Setting up a repository
Back in the day, being the sole developer on the robot, you did not have enough time to set the project up in a future-proof way. The robot code, for now, resides in a directory on your computer. Now that another developer (Bob) is joining the project, it is time to start version-controlling the robot code to make collaboration more efficient.
When working on content, be it code or another form of written text, wouldn't it be great to see what was changed, when, and by whom? Or to travel back in time to a certain point before a change was introduced? To try some crazy idea with the ability to come back to the original version, if the idea proved to be too ambitious? Think of the "undo" operation in many programs, but more powerful.
Version control is a system that records changes to a file or set of files over time so that you can recall specific versions later. - Git documentation
Version control systems are designed to make collaboration on content efficient. Version control is useful even if you are the only one working on your project. If your code is versioned, you don't need to remember what you have changed since the last time you touched it. The version control system tracks all the changes you do. You can rewind the history if needed. You can create "alternative realities" to try some ideas without the fear of losing your precious code. Other people can join and predictably contribute to your project.

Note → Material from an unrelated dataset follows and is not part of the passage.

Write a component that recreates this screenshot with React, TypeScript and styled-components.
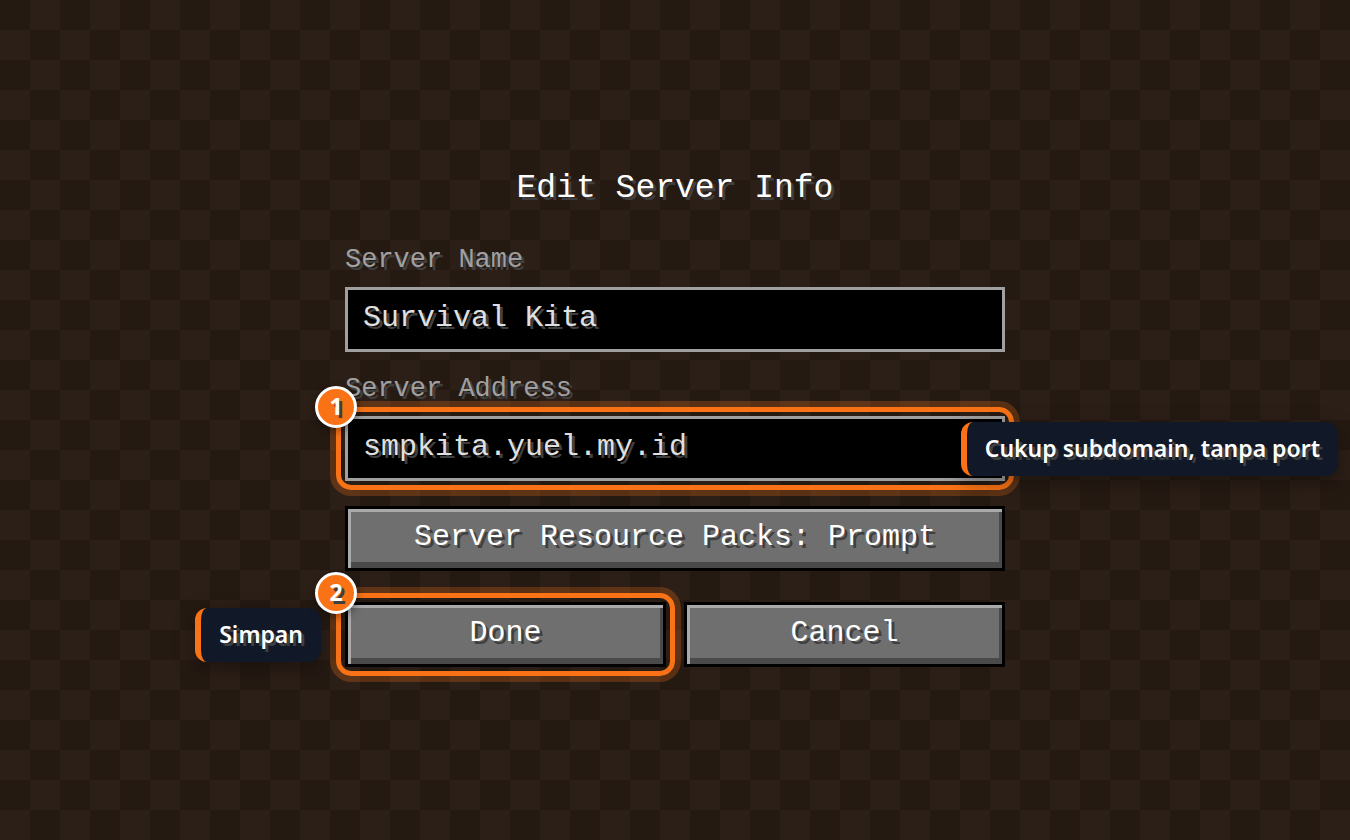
import React from "react";
import styled, { createGlobalStyle } from "styled-components";

const GlobalStyle = createGlobalStyle`
  *, *::before, *::after { box-sizing: border-box; }
  body {
    margin: 0;
    background: #2c1f17;
  }
`;

const Screen = styled.main`
  min-height: 100vh;
  display: flex;
  align-items: center;
  justify-content: center;
  overflow: hidden;
  padding: 24px 24px 26px;
  color: #fff;
  font-family: "Liberation Mono", monospace;
  text-shadow: 3px 3px 0 #3f3f3f;
  background: conic-gradient(#2c1f17 25%, #251a12 0 50%, #2c1f17 0 75%, #251a12 0) 0 0 / 60px 60px;
`;

const Form = styled.form`
  width: 100%;
  max-width: 660px;
  display: flex;
  flex-direction: column;
`;

const Title = styled.h1`
  margin: 0 0 37px;
  font-size: 33px;
  font-weight: 400;
  line-height: 36px;
  text-align: center;
`;

const Field = styled.div`
  display: flex;
  flex-direction: column;
  gap: 11px;
  margin-bottom: 21px;
`;

const Label = styled.label`
  color: #a0a0a0;
  font-size: 27px;
  line-height: 32px;
`;

const Anchor = styled.div`
  position: relative;
  display: flex;
`;

const TextInput = styled.input`
  width: 100%;
  height: 65px;
  padding: 0 15px 3px;
  border: 3px solid #a0a0a0;
  border-radius: 0;
  outline: none;
  background: #000;
  color: #e0e0e0;
  font: inherit;
  font-size: 30px;
  text-shadow: inherit;
`;

const BevelButton = styled.button`
  width: 100%;
  height: 65px;
  padding: 0 12px 3px;
  border: 3px solid #000;
  border-radius: 0;
  background: #6f6f6f;
  box-shadow: inset 3px 3px 0 #aaa, inset -3px -6px 0 #4a4a4a;
  color: #fff;
  font: inherit;
  font-size: 30px;
  text-shadow: inherit;
  cursor: pointer;
`;

const Actions = styled.div`
  display: flex;
  flex-direction: column;
  gap: 31px;
  padding-top: 4px;
`;

const ButtonPair = styled.div`
  display: grid;
  grid-template-columns: 1fr 1fr;
  gap: 18px;
`;

const Ring = styled.span`
  position: absolute;
  inset: -9px;
  z-index: 1;
  border: 5px solid #f97316;
  border-radius: 15px;
  box-shadow: 0 0 0 6px rgba(249, 115, 22, 0.25);
  pointer-events: none;
`;

const Badge = styled.span`
  position: absolute;
  top: -30px;
  left: -30px;
  z-index: 3;
  width: 42px;
  height: 42px;
  display: flex;
  align-items: center;
  justify-content: center;
  padding-bottom: 2px;
  border: 3px solid #fff;
  border-radius: 50%;
  background: #f97316;
  box-shadow: 0 3px 9px rgba(0, 0, 0, 0.4);
  font-family: "Noto Sans", sans-serif;
  font-size: 23px;
  font-weight: 700;
  line-height: 30px;
`;

const Callout = styled.span<{ $side: "left" | "right" }>`
  position: absolute;
  top: 6px;
  ${({ $side }) => ($side === "left" ? "right: calc(100% + 24px);" : "right: -333px;")}
  z-index: 2;
  padding: 11px 18px 13px;
  border-left: 6px solid #f97316;
  border-radius: 12px;
  background: #111827;
  box-shadow: 0 6px 21px rgba(0, 0, 0, 0.35);
  font-family: "Noto Sans", sans-serif;
  font-size: 23px;
  font-weight: 600;
  line-height: 30px;
  white-space: nowrap;
`;

interface MarkProps {
  step: number;
  side: "left" | "right";
  note: string;
}

function Mark({ step, side, note }: MarkProps) {
  return (
    <>
      <Ring />
      <Callout $side={side}>{note}</Callout>
      <Badge>{step}</Badge>
    </>
  );
}

export default function App() {
  return (
    <>
      <GlobalStyle />
      <Screen>
        <Form onSubmit={(event) => event.preventDefault()}>
          <Title>Edit Server Info</Title>
          <Field>
            <Label htmlFor="server-name">Server Name</Label>
            <TextInput id="server-name" defaultValue="Survival Kita" spellCheck={false} />
          </Field>
          <Field>
            <Label htmlFor="server-address">Server Address</Label>
            <Anchor>
              <TextInput id="server-address" defaultValue="smpkita.yuel.my.id" spellCheck={false} />
              <Mark step={1} side="right" note="Cukup subdomain, tanpa port" />
            </Anchor>
          </Field>
          <Actions>
            <BevelButton type="button">Server Resource Packs: Prompt</BevelButton>
            <ButtonPair>
              <Anchor>
                <BevelButton type="submit">Done</BevelButton>
                <Mark step={2} side="left" note="Simpan" />
              </Anchor>
              <BevelButton type="button">Cancel</BevelButton>
            </ButtonPair>
          </Actions>
        </Form>
      </Screen>
    </>
  );
}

Git is a distributed version control system. In short, it means that everyone has the whole code repository and the change history on their machine. In theory, none of the repositories is the "correct" one. They are all complete, containing the full project. In practice, it is common to use a shared (typically remote) repository to which people contribute their code.
Typically the shared repository is hosted on a service such as GitHub, GitLab, or Bitbucket. Developers work in their local repositories on their computers and then provide their code for merging in the shared repository.
Using a hosted service is just a convention. You could decide to have the "main" repository on your computer. Other people could send their changes to you by email, Slack, or pigeon 🕊️, and you would merge the changes to your repository. Hosted services make this easier and provide other tools to support collaboration, too.
Get the robot code you have been working on in the previous course, and put it in a new directory on your computer. This location will become the home for your local Git repository.
If you do not have the code anymore, or you want to start from a clean slate, get the robot from Robocorp Portal.
Create a new remote Git repository, initialize your local repository, and push the existing robot to GitHub
Follow the Adding an existing project to GitHub using the command line to push the robot to your GitHub repository. In real life, your organization would probably provide you with a repository, or grant permission to create new repositories under your organization account. For the purpose of this course, you can think of your repository as the official RobotSpareBin Industries repository!
When setting up the GitHub repository, you might also want to set up GitHub Actions integrations to automatically deploy your robot to Control Room, responding for example to events like a new commit being pushed, a new pull request being created or merged.
Now that you have successfully set up the version control system, it's time to start the actual development!
But first, there is one important lesson ☝️. It might hurt a bit, but it is a good kind of hurt. The type that helps you grow as a professional software developer. No pain, no gain! 💪
- Using version control in your projects is a best practice, even when you are the sole developer.
- Git is the defacto standard distributed version control system.
- It is common to use a remote repository where people share their code.
- GitHub, GitLab or Bitbucket are some of the better-known service providers.